Thursday, February 9, 2012
The neutered computer at last
I developed a new set up for
myself over the last week. I got a recycled CPU which I have neutered so that
it can’t get on the internet or do anything else really except MS Word. (I’m
considering loading music files from my other computer to this so I can play
the kind of background music that I find helpful, but now that I think of it, I
guess there are no speakers of any kind, good or bad, in this set up.) I
replaced the very old CRT style monitor with a new flat screen, 20-inches. It
was the cheapest one in the store and not state of the art, but it’s the nicest
one I’ve ever had, and I can see this word doc from across the room. (Which is
key to this next part.) And I upgraded from the original old keyboard to a new wireless
keyboard, which is f-ing amazing. It’s not state of the art, either. It’s about
the cheapest one I could get that is wireless and that has a wrist pad. (Essential.)

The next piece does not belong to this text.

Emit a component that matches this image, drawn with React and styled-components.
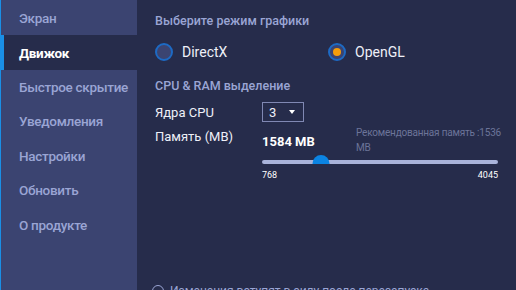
import React, { useState } from "react";
import styled, { createGlobalStyle } from "styled-components";

const GlobalStyle = createGlobalStyle`
  html, body {
    margin: 0;
    padding: 0;
    width: 516px;
    height: 290px;
    overflow: hidden;
    background: #262c4b;
    font-family: Roboto, "Noto Sans", sans-serif;
  }
`;

const Layout = styled.div`
  display: flex;
  width: 516px;
  height: 290px;
`;

const Sidebar = styled.nav`
  width: 137px;
  flex-shrink: 0;
  background: #3b4471;
  border-left: 1px solid #1a8fe6;
  padding-top: 1px;
  box-sizing: border-box;
`;

const NavItem = styled.div`
  position: relative;
  height: 34.4px;
  display: flex;
  align-items: center;
  padding-left: 18px;
  font-size: 13.5px;
  letter-spacing: -0.3px;
  font-weight: ${(p) => (p.$active ? 700 : 500)};
  white-space: nowrap;
  color: ${(p) => (p.$active ? "#ffffff" : "#9aa5d4")};
  background: ${(p) => (p.$active ? "#262c4b" : "transparent")};
`;

const ActiveMark = styled.span`
  position: absolute;
  left: -1px;
  top: 0;
  bottom: 0;
  width: 4px;
  background: #1a8fe6;
`;

const Main = styled.main`
  flex: 1;
  padding: 13px 0 0 18px;
  color: #e9ecf7;
  position: relative;
`;

const SectionTitle = styled.div`
  font-size: 12.5px;
  font-weight: 500;
  color: #9aa5d4;
  margin-top: ${(p) => p.$top || 0}px;
`;

const RadioRow = styled.div`
  display: flex;
  align-items: center;
  margin-top: 14px;
  height: 20px;
`;

const RadioOption = styled.label`
  display: flex;
  align-items: center;
  gap: 9px;
  width: 173px;
  font-size: 14px;
  color: #eef0f8;
  cursor: pointer;
`;

const RadioCircle = styled.span`
  width: 14px;
  height: 14px;
  border-radius: 50%;
  border: 2px solid #1d6ac4;
  background: #3b4471;
  display: flex;
  align-items: center;
  justify-content: center;

  &::after {
    content: "";
    width: 8px;
    height: 8px;
    border-radius: 50%;
    background: ${(p) => (p.$checked ? "#f59d0a" : "transparent")};
  }
`;

const Grid = styled.div`
  display: grid;
  grid-template-columns: 107px 1fr;
  row-gap: 3px;
  margin-top: 9px;
  font-size: 13px;
  color: #eef0f8;
`;

const Label = styled.div`
  display: flex;
  align-items: ${(p) => (p.$top ? "flex-start" : "center")};
  padding-top: ${(p) => (p.$top ? 4 : 0)}px;
`;

const Select = styled.div`
  width: 42px;
  height: 20px;
  box-sizing: border-box;
  border: 1px solid #8088b3;
  display: flex;
  align-items: center;
  justify-content: space-between;
  padding: 0 8px 0 6px;
  font-size: 13px;
  color: #eef0f8;
`;

const Caret = styled.span`
  width: 0;
  height: 0;
  border-left: 3.5px solid transparent;
  border-right: 3.5px solid transparent;
  border-top: 4px solid #ffffff;
`;

const MemoryBox = styled.div`
  width: 236px;
`;

const MemoryHead = styled.div`
  display: flex;
  justify-content: space-between;
  align-items: flex-start;
`;

const MemoryValue = styled.div`
  font-size: 13px;
  font-weight: 700;
  color: #ffffff;
  margin-top: 9px;
`;

const Hint = styled.div`
  width: 142px;
  font-size: 10px;
  letter-spacing: -0.2px;
  line-height: 15px;
  color: #6c7499;
`;

const NoWrap = styled.span`
  white-space: nowrap;
`;

const Track = styled.div`
  position: relative;
  height: 4px;
  border-radius: 2px;
  background: #a9b3da;
  margin-top: 5px;
`;

const Thumb = styled.span`
  position: absolute;
  top: -5px;
  width: 17px;
  height: 9px;
  border-radius: 9px 9px 0 0;
  background: #0b84e3;
  transform: translateX(-50%);
`;

const Scale = styled.div`
  display: flex;
  justify-content: space-between;
  font-size: 9px;
  color: #ffffff;
  margin-top: 6px;
`;

const Footer = styled.div`
  position: absolute;
  left: 15px;
  top: 284px;
  display: flex;
  align-items: center;
  gap: 6px;
  font-size: 12px;
  color: #9aa5d4;
`;

const InfoIcon = styled.span`
  width: 10px;
  height: 10px;
  border-radius: 50%;
  border: 1px solid #9aa5d4;
`;

const items = [
  "Экран",
  "Движок",
  "Быстрое скрытие",
  "Уведомления",
  "Настройки",
  "Обновить",
  "О продукте",
];

const App = () => {
  const [mode, setMode] = useState("opengl");
  const min = 768;
  const max = 4045;
  const mem = 1584;
  const pct = ((mem - min) / (max - min)) * 100;

  return (
    <>
      <GlobalStyle />
      <Layout>
        <Sidebar>
          {items.map((item) => (
            <NavItem key={item} $active={item === "Движок"}>
              {item === "Движок" && <ActiveMark />}
              {item}
            </NavItem>
          ))}
        </Sidebar>
        <Main>
          <SectionTitle>Выберите режим графики</SectionTitle>
          <RadioRow>
            <RadioOption onClick={() => setMode("directx")}>
              <RadioCircle $checked={mode === "directx"} />
              DirectX
            </RadioOption>
            <RadioOption onClick={() => setMode("opengl")}>
              <RadioCircle $checked={mode === "opengl"} />
              OpenGL
            </RadioOption>
          </RadioRow>
          <SectionTitle $top={16}>CPU &amp; RAM выделение</SectionTitle>
          <Grid>
            <Label>Ядра CPU</Label>
            <Select>
              3
              <Caret />
            </Select>
            <Label $top>Память (MB)</Label>
            <MemoryBox>
              <MemoryHead>
                <MemoryValue>1584 MB</MemoryValue>
                <Hint>
                  <NoWrap>Рекомендованная память :1536</NoWrap> MB
                </Hint>
              </MemoryHead>
              <Track>
                <Thumb style={{ left: `${pct}%` }} />
              </Track>
              <Scale>
                <span>768</span>
                <span>4045</span>
              </Scale>
            </MemoryBox>
          </Grid>
          <Footer>
            <InfoIcon />
            Изменения вступят в силу после перезапуска
          </Footer>
        </Main>
      </Layout>
    </>
  );
};

export default App;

Here’s where it gets really cool.
My regular reading chair in my office, about a body’s length away from the desk
where this computer sits, is a comfy IKEA chair without arm rests and with a
little spring to it. I have a footstool, also. I am now sitting in that chair
with the wireless keyboard comfortably in my lap with my legs comfortably up
and my eyes comfortably tracking this on a screen that is about 6 feet away.
I’ll use a thumb drive to
transfer this over to the computer that is on the internet. That’s not
practical for something I would need to do regularly, but for working on my
book, it makes more sense. I envision composing this way instead of by longhand
from here on out. Faster composing, and it cuts out the retyping entirely. I don't know for sure that I'll be able to make that change. Composing longhand is a long habit.
Most importantly, whether I’m
composing or retyping from manuscript or working on rewrites and revisions, I
won’t be able to get on the internet! Which is a good thing. I’ve
strongly desired this for a couple years and am so glad to have finally arranged it.